--- Supplied information ---
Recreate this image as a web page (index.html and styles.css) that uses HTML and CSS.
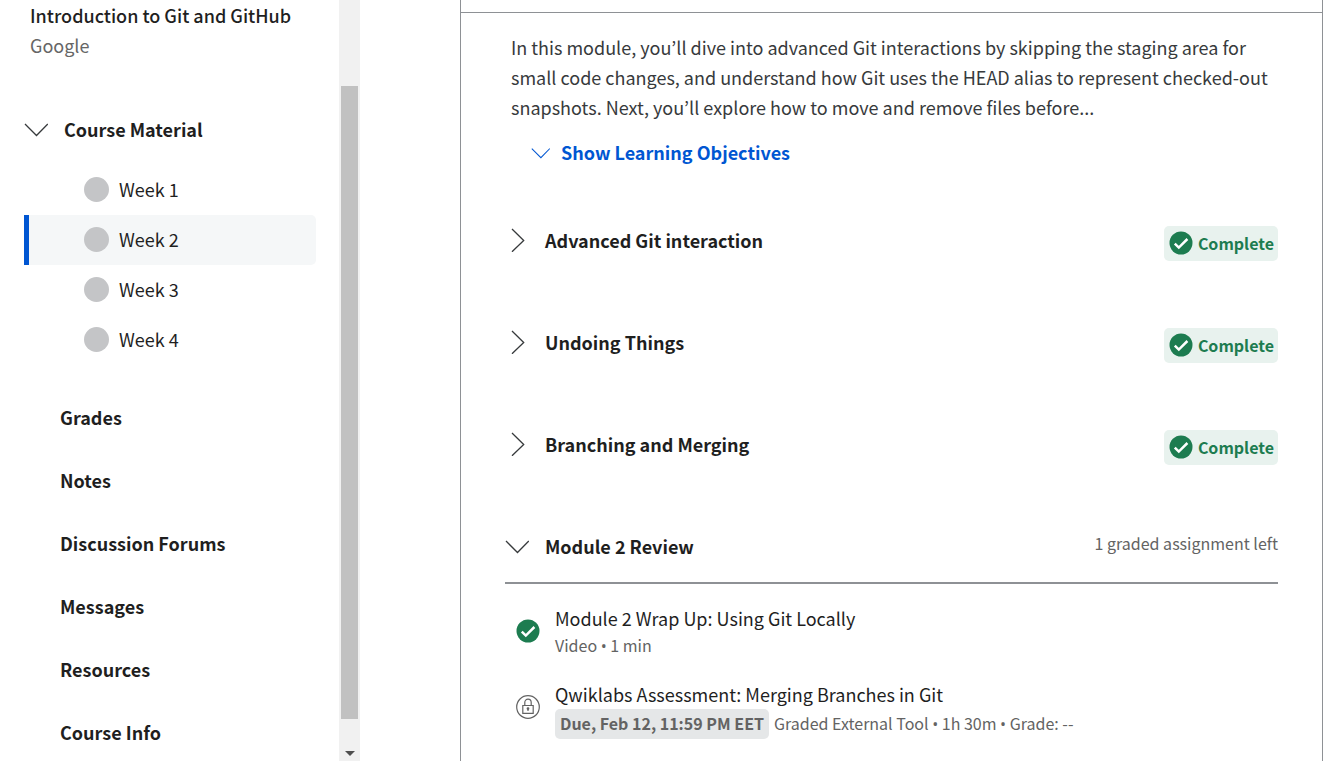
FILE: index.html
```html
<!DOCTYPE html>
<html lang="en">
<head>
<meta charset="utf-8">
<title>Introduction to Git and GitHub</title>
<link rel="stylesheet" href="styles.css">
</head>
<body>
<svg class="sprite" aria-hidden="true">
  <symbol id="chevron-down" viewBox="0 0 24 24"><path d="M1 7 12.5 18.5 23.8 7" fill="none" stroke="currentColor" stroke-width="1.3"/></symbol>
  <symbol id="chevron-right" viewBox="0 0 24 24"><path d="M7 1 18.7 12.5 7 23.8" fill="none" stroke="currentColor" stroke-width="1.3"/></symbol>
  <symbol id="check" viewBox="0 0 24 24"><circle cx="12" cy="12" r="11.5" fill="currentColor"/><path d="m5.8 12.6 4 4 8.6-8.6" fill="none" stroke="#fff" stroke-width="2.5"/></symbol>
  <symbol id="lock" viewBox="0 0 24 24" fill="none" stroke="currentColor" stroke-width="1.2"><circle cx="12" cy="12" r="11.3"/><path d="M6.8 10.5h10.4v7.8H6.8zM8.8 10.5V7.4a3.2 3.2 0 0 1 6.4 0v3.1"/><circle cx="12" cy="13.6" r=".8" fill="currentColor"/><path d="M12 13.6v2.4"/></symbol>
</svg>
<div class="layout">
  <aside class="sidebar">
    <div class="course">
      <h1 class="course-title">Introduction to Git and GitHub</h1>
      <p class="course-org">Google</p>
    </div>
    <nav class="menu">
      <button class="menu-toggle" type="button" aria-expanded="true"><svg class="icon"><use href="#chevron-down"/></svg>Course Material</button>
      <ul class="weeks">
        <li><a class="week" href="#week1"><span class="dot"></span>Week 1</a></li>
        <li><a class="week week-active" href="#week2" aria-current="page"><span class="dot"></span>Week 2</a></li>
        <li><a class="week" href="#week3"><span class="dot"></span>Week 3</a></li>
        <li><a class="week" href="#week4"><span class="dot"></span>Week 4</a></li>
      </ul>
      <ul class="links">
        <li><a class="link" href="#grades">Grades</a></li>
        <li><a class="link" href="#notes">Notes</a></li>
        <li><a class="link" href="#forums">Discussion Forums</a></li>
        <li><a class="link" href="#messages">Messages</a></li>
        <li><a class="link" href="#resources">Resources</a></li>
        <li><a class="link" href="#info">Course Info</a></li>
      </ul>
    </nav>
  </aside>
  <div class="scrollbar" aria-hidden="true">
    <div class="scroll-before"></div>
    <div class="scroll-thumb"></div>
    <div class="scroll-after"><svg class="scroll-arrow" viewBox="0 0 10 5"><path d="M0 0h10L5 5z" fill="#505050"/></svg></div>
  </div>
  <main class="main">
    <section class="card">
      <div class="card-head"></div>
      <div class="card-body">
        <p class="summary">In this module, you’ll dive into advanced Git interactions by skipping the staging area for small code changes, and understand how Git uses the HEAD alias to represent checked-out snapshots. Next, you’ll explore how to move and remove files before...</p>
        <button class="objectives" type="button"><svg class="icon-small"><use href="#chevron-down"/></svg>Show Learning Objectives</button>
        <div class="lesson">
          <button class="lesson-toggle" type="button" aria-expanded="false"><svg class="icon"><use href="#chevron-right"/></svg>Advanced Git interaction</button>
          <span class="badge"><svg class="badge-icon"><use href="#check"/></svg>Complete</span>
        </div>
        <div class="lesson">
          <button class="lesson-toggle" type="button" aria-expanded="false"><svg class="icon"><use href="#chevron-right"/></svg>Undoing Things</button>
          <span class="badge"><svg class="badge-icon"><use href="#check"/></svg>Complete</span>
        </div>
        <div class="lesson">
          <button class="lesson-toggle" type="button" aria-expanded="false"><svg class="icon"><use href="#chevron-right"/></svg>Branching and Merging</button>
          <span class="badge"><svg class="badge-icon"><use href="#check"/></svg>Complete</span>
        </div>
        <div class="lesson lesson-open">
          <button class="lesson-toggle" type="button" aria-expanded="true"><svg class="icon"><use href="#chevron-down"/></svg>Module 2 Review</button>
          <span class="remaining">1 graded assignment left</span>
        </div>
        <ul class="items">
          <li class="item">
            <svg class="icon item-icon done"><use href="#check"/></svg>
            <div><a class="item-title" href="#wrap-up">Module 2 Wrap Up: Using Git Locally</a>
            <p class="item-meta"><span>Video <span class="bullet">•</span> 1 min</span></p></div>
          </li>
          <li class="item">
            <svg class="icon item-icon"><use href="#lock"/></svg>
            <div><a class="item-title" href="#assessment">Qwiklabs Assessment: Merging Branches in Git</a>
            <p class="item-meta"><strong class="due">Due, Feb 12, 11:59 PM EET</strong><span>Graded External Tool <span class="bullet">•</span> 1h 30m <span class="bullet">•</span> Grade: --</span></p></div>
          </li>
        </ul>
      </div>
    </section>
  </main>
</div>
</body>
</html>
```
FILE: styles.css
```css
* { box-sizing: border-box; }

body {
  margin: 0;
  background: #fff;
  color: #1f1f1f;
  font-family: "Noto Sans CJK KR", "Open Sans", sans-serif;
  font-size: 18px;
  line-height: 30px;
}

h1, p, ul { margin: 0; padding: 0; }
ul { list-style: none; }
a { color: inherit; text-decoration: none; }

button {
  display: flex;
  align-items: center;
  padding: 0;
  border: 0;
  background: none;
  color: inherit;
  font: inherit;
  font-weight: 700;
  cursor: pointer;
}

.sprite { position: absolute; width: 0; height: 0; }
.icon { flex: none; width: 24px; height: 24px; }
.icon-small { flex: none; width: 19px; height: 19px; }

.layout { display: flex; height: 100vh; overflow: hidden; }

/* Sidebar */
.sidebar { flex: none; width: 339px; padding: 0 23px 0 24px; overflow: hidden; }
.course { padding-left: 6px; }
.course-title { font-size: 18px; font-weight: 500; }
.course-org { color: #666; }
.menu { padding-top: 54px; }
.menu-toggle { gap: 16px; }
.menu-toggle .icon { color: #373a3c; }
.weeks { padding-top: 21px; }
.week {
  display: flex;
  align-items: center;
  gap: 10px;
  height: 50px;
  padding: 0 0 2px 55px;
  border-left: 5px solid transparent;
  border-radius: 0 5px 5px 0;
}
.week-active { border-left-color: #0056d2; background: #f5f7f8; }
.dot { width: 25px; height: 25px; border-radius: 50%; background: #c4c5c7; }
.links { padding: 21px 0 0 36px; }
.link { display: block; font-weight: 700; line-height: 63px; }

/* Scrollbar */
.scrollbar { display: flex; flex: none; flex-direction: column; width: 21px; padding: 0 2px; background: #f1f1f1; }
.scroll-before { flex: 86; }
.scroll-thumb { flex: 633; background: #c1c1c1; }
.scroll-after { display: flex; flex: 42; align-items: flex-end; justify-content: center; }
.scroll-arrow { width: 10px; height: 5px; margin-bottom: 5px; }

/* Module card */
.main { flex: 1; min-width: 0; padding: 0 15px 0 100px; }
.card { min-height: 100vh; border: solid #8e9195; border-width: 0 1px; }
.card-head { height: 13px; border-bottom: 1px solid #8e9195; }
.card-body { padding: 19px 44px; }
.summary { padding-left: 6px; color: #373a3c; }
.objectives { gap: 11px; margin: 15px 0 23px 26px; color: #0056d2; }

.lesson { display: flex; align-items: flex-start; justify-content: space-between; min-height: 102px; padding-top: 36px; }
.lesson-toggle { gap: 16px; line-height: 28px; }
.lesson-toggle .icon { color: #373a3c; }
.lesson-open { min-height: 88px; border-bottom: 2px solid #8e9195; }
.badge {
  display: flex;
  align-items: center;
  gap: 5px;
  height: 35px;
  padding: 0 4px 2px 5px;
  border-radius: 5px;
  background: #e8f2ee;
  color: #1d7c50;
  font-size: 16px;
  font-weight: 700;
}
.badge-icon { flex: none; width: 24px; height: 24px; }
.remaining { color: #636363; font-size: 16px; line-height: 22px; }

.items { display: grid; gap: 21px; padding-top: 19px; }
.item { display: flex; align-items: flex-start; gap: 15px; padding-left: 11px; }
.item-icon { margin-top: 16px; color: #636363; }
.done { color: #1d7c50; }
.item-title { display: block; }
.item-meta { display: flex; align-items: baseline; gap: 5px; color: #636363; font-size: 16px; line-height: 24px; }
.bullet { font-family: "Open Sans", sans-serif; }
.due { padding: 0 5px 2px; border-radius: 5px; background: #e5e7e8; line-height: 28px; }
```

--- Your objective ---
Go through the lines above. Select every one that has the string "this".

--- Reply ---
Recreate this image as a web page (index.html and styles.css) that uses HTML and CSS.
        <p class="summary">In this module, you’ll dive into advanced Git interactions by skipping the staging area for small code changes, and understand how Git uses the HEAD alias to represent checked-out snapshots. Next, you’ll explore how to move and remove files before...</p>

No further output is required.